In another section of the Vancouver-based organization's website, Crowley appears in a longer video promoting how the Fraser Institute uses the results from the government's province-wide standardized testing system, a test known as the Foundational Skills Assessment (FSA). For the last nine years, the Fraser Institute has used the test results to create a ranking system for B.C.'s schools and this "school report card" appears under banner headlines on the front pages of newspapers across the province.

"Yes, it does create winners and losers," Crowley says in the video. Of teachers and parents who oppose the tests, he says: "They don't want the schools to compete for their betterment. I find that absurd."

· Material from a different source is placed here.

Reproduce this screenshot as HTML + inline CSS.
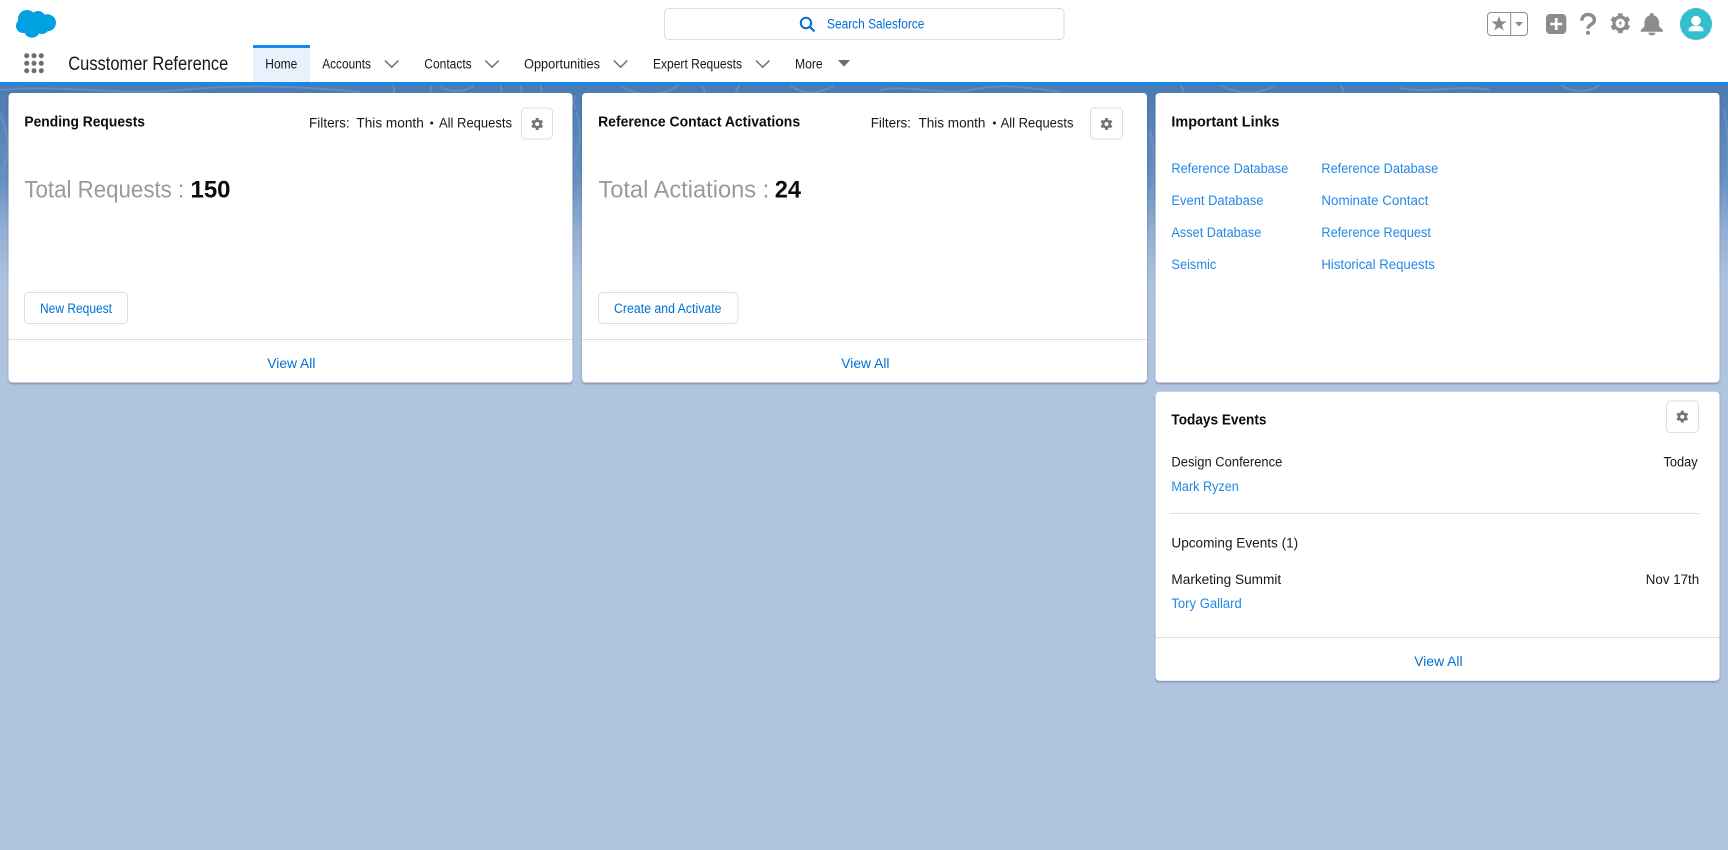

But last night Vancouver's school board trustees signaled it takes take seriously those who oppose the test. The board voted to send a letter providing information about the FSA, including ministry-approved reasons a parent can have their child excused from taking the test.

In 2007, in 13 B.C. elementary schools, less than half the students took the Grade 7 reading part of the test, and in 26 more schools, a quarter of the students opted out of that portion.

The long simmering fight over the worth of the test has for years pitted the Fraser Institute and B.C. Education Ministry against the B.C. Teachers Federation, both sides finding allies among parents, academics, aboriginal leaders and just about any other group with a stake in how schools can be made to work best for kids.

The argument reached a political flash point last month when the teachers union's members voted not to participate in administering the tests to students this year.

"The dispute is provincial between the Ministry of Education and the BCTF," said Vancouver school board chair Patti Bacchus. "What we're hearing from our parent groups is it's causing confusion and misunderstanding. We're trying to minimize distraction and conflict at the school level," she said, explaining why the board is sending out the FSA letter.

The union argues the FSA is a waste of time - 16 hours in class and extra teacher hours for grading -and of money. At least a half a million dollars goes into administering the tests, given to students across the province in Grades 4 and 7.

And union leaders say it wasn't their idea to play politics with a test supposedly intended to help strengthen public school performance. The Fraser Institute, they argue, uses the results to cast schools with poorer student populations in a bad light and to build their case that private schooling is superior.

Teacher: 'Human element does not show up'

"The BCTF's FSA campaign is not about politics," the union's president Irene Lanzinger told The Tyee. "We're not opposed to the FSA. We just want it done differently so we can put an end to the unfair ranking by the Fraser Institute. Teachers are not alone on this. Every single education partner group, including trustees, principals, superintendents and even the minister herself has spoken out against the rankings."